KBRA Assigns a Rating of BBB to RD Michigan Property Owner I LLC's $14 Billion Senior Secured Notes
1 May 2026 | New York
KBRA assigns its BBB rating to RD Michigan Property Owner I LLC’s $14 billion senior secured notes. The Outlook is Stable.
Related Digital and Blackstone (the sponsors) have formed the special-purpose entity RD Michigan Property Owner I LLC (the issuer) to finance the construction of a 974MW data center campus in Washtenaw County, Michigan, consisting of four buildings: the Core (Building 1), Compute 1 (Building 2), Compute 2 (Building 3), and Compute 3(Building 4). The campus is fully leased under four triple-net-leases (NNN) to Oracle America Cloud Services LLC, guaranteed by Oracle Corporation.
Key Credit Considerations
(+/-) Construction Risk
Construction, managed by Walbridge Aldinger, LLC, began in November 2025. All key permits have been secured, and all owner-furnished, contractor-installed (OFCI) equipment and final fit-out purchase orders have been procured. Contractor replacement costs are estimated at 7%-13% of the guaranteed maximum price (GMP), while the total contingency represents approximately 12.4% of the project budget. Substantial completion will occur on a staggered basis, with substantial completions expected between December 2026 and January 2028. Given the scale of the project, construction risk is elevated due to potential delays, equipment procurement constraints, and labor availability. However, the project benefits from a limited parent guaranty from The Related Companies, L.P. during construction, a date certain rent commencement, no termination option for late delivery afforded to the tenant, and substantial schedule cushion relative to the expected lease timeline.

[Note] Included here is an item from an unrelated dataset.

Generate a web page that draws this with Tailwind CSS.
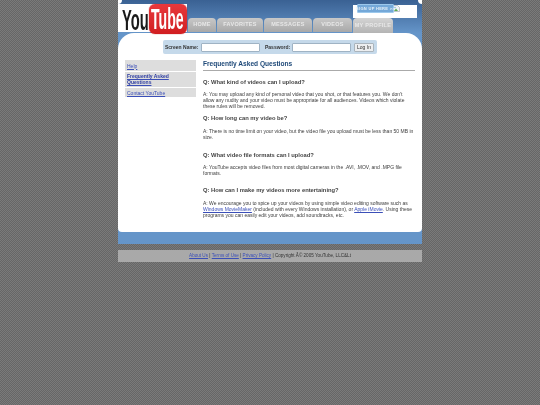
<!DOCTYPE html>
<html>
<head>
<meta charset="utf-8">
<title>YouTube - Frequently Asked Questions</title>
<script src="https://cdn.jsdelivr.net/npm/@tailwindcss/browser@4"></script>
</head>
<body class="h-[405px] overflow-hidden bg-[repeating-conic-gradient(#666666_0_25%,#7a7a7a_0_50%)] bg-[size:2px_2px] font-['Liberation_Sans',Arial,sans-serif] text-[5px] leading-[6px] text-[#3c3c3c]">

<div class="mx-auto w-[304px] blur-[.25px]">

    <!-- blue shell -->
    <div class="bg-[#6595c9]">

        <!-- header -->
        <div class="relative z-10 h-[33px] bg-gradient-to-b from-[#3a6193] to-[#6595c9]">
            <div class="absolute left-0 top-0 h-[4px] w-[4px] rounded-br-[4px] bg-white"></div>
            <div class="absolute right-0 top-0 h-[4px] w-[4px] rounded-bl-[4px] bg-white"></div>

            <!-- logo -->
            <div class="absolute left-0 top-[4px] h-[28px] w-[69px] bg-white">
                <div class="absolute left-[4px] top-[1px] origin-left scale-x-[.49] text-[30px] leading-[30px] font-bold text-[#1a1a1a]">You</div>
                <div class="absolute left-[31px] top-0 h-[30px] w-[38px] rounded-[6px] bg-gradient-to-b from-[#e8383c] to-[#d11d20] shadow-[0_0_1px_#a00]">
                    <span class="absolute left-[2px] top-[0px] origin-left scale-x-[.47] text-[30px] leading-[30px] font-bold text-white">Tube</span>
                </div>
            </div>

            <!-- sign up -->
            <div class="absolute left-[235px] top-[5px] flex h-[13px] w-[64px] items-start justify-end bg-white">
                <svg class="mr-[17px] h-[7px] w-[7px]" viewBox="0 0 7 7"><path d="M.5.5h4l2 2v4h-6z" fill="#eef2f6" stroke="#9aa3ad" stroke-width=".6"/><path d="M1 6l2-2.5L5 6z" fill="#5aa84f"/><circle cx="2" cy="2.5" r=".8" fill="#8fb7e0"/></svg>
            </div>
            <div class="absolute left-[239px] top-[4px] flex h-[9px] w-[37px] items-center justify-center rounded-[1px] border border-[#9cc8ec] bg-[#74a8d8] text-[4px] leading-none font-bold tracking-[.3px] whitespace-nowrap text-[#e6f0f8]">SIGN UP HERE &gt;&gt;</div>

            <!-- tabs -->
            <div class="absolute top-[18px] left-[70px] flex items-start gap-[1px] text-[5.5px] leading-none font-bold tracking-[.3px] text-[#e8e8e8]">
                <div class="flex h-[14px] w-[28px] items-center justify-center rounded-t-[4px] bg-gradient-to-b from-[#c8c8c8] to-[#a8a8a8]">HOME</div>
                <div class="flex h-[14px] w-[46px] items-center justify-center rounded-t-[4px] bg-gradient-to-b from-[#c8c8c8] to-[#a8a8a8]">FAVORITES</div>
                <div class="flex h-[14px] w-[48px] items-center justify-center rounded-t-[4px] bg-gradient-to-b from-[#c8c8c8] to-[#a8a8a8]">MESSAGES</div>
                <div class="flex h-[14px] w-[39px] items-center justify-center rounded-t-[4px] bg-gradient-to-b from-[#c8c8c8] to-[#a8a8a8]">VIDEOS</div>
                <div class="flex h-[15px] w-[40px] items-center justify-center rounded-t-[4px] bg-gradient-to-b from-[#d4d4d4] to-[#b4b4b4]">MY PROFILE</div>
            </div>
        </div>

        <!-- white panel -->
        <div class="h-[199px] rounded-t-[16px] rounded-b-[4px] bg-white px-[7px] pt-[7px]">

            <!-- login bar -->
            <div class="mx-auto flex h-[14px] w-[214px] items-center rounded-[2px] bg-[#c5d9ea] pl-[2px] font-bold text-[#333]">
                <span class="w-[36px] whitespace-nowrap">Screen Name:</span>
                <span class="h-[9px] w-[59px] rounded-[1px] border border-[#9fb3c4] bg-white"></span>
                <span class="ml-[5px] w-[27px]">Password:</span>
                <span class="h-[9px] w-[59px] rounded-[1px] border border-[#9fb3c4] bg-white"></span>
                <span class="ml-[3px] flex h-[9px] w-[20px] items-center justify-center rounded-[1px] border border-[#aab4bc] bg-[#eceef0] font-normal">Log In</span>
            </div>

            <div class="mt-[6px] flex">

                <!-- sidebar -->
                <div class="w-[71px] shrink-0 text-[#3b4fb8] underline">
                    <div class="flex h-[11px] items-center bg-[#dddddd] pl-[2px]">Help</div>
                    <div class="mt-[1px] h-[15px] bg-[#dddddd] pl-[2px] pt-[1px] font-bold text-[#2a3aa0]">Frequently Asked<br>Questions</div>
                    <div class="mt-[1px] flex h-[9px] items-center bg-[#dddddd] pl-[2px]">Contact YouTube</div>
                </div>

                <!-- faq -->
                <div class="ml-[7px] w-[213px]">
                    <div class="border-b border-[#aaaaaa] pb-[2px] text-[6.6px] leading-[8px] font-bold text-[#1d4878]">Frequently Asked Questions</div>

                    <div class="mt-[8px] text-[5.8px] leading-[7px] font-bold text-[#444]">Q: What kind of videos can I upload?</div>
                    <p class="mt-[5px]">A: You may upload any kind of personal video that you shot, or that features you. We don't allow any nudity and your video must be appropriate for all audiences. Videos which violate these rules will be removed.</p>

                    <div class="mt-[5.5px] text-[5.8px] leading-[7px] font-bold text-[#444]">Q: How long can my video be?</div>
                    <p class="mt-[6.5px]">A: There is no time limit on your video, but the video file you upload must be less than 50 MB in size.</p>

                    <div class="mt-[11.5px] text-[5.8px] leading-[7px] font-bold text-[#444]">Q: What video file formats can I upload?</div>
                    <p class="mt-[5.5px]">A: YouTube accepts video files from most digital cameras in the .AVI, .MOV, and .MPG file formats.</p>

                    <div class="mt-[10.5px] text-[5.8px] leading-[7px] font-bold text-[#444]">Q: How can I make my videos more entertaining?</div>
                    <p class="mt-[6.5px]">A: We encourage you to spice up your videos by using simple video editing software such as <a class="text-[#3b4fb8] underline">Windows MovieMaker</a> (included with every Windows installation), or <a class="text-[#3b4fb8] underline">Apple iMovie</a>. Using these programs you can easily edit your videos, add soundtracks, etc.</p>
                </div>
            </div>
        </div>

        <!-- bottom bar -->
        <div class="h-[12px] rounded-b-[3px]"></div>
    </div>

    <!-- footer -->
    <div class="mt-[6px] flex h-[12px] items-center justify-center bg-[#a9a9a9] text-[4.6px] text-[#333]">
        <a class="text-[#3b4fb8] underline">About Us</a>&nbsp;|&nbsp;<a class="text-[#3b4fb8] underline">Terms of Use</a>&nbsp;|&nbsp;<a class="text-[#3b4fb8] underline">Privacy Policy</a>&nbsp;| Copyright Â© 2005 YouTube, LLC&amp;Lt
    </div>
</div>

</body>
</html>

(+) Operational Risk Passed Through to Tenant
Given the NNN lease structure, all operational responsibilities of the core and data halls are borne by the tenant at its sole expense. The landlord has no obligation to maintain any aspect of the premises, including the building structure, following final completion of construction. The leases are not expected to include any service level agreements.
(+) Strong Lease Provisions
Under each lease, the tenant has limited termination rights and rent abatement opportunities. Additionally, each lease benefits from a date certain rent commencement. Collectively, these provisions favor the landlord and support lease stability. Additionally, the tenant may only assign the leases to a third party with written consent from the landlord, unless the assignee is an affiliate of the tenant, then assignment may occur without landlord consent. Subleasing is permitted, although landlord consent is required in the event the prospective sublessee is an affiliate of the landlord.
Rating Rationale
The rating reflects the KPRS of Strong, well-mitigated construction risk, and absence of reliance on lease renewal for note amortization. The project benefits from a parent guaranty for construction completion and full pass-through of operating costs upon completion. In addition, each lease includes landlord-favorable provisions, including limited termination rights, date certain rent commencement, and minimal rent abatement opportunities for the tenant. These factors, along with the average rating case debt service coverage ratio (DSCR) of 1.14x, support the rating on the notes.
Outlook
The Stable Outlook reflects KBRA’s expectation that the project will perform in line with the rating case, with limited cash flow volatility supported by four long-term NNN leases that provides full pass-through of operating expenses and restricts tenant termination rights. A rating upgrade is unlikely during the construction period. Once the project is operational, an upgrade could occur if tenant credit quality improves. A rating downgrade could occur if construction does not progress according to schedule or the general contractor is replaced with a weaker counterparty, changes to the collateral pool (including by way of asset sales, building releases, casualty, or condemnation) result in lower-than-expected debt service coverages, or if the credit quality of the lessee deteriorates.
Rating Sensitivities
A rating upgrade is unlikely during the construction period. Once the project is operational, an upgrade could occur if tenant credit quality improves.
A rating downgrade could occur if construction does not progress according to schedule or the general contractor is replaced with a weaker counterparty, changes to the collateral pool (including by way of asset sales, building releases,casualty, or condemnation) result in lower than expected debt service coverages, or if the credit quality of the lessee deteriorates.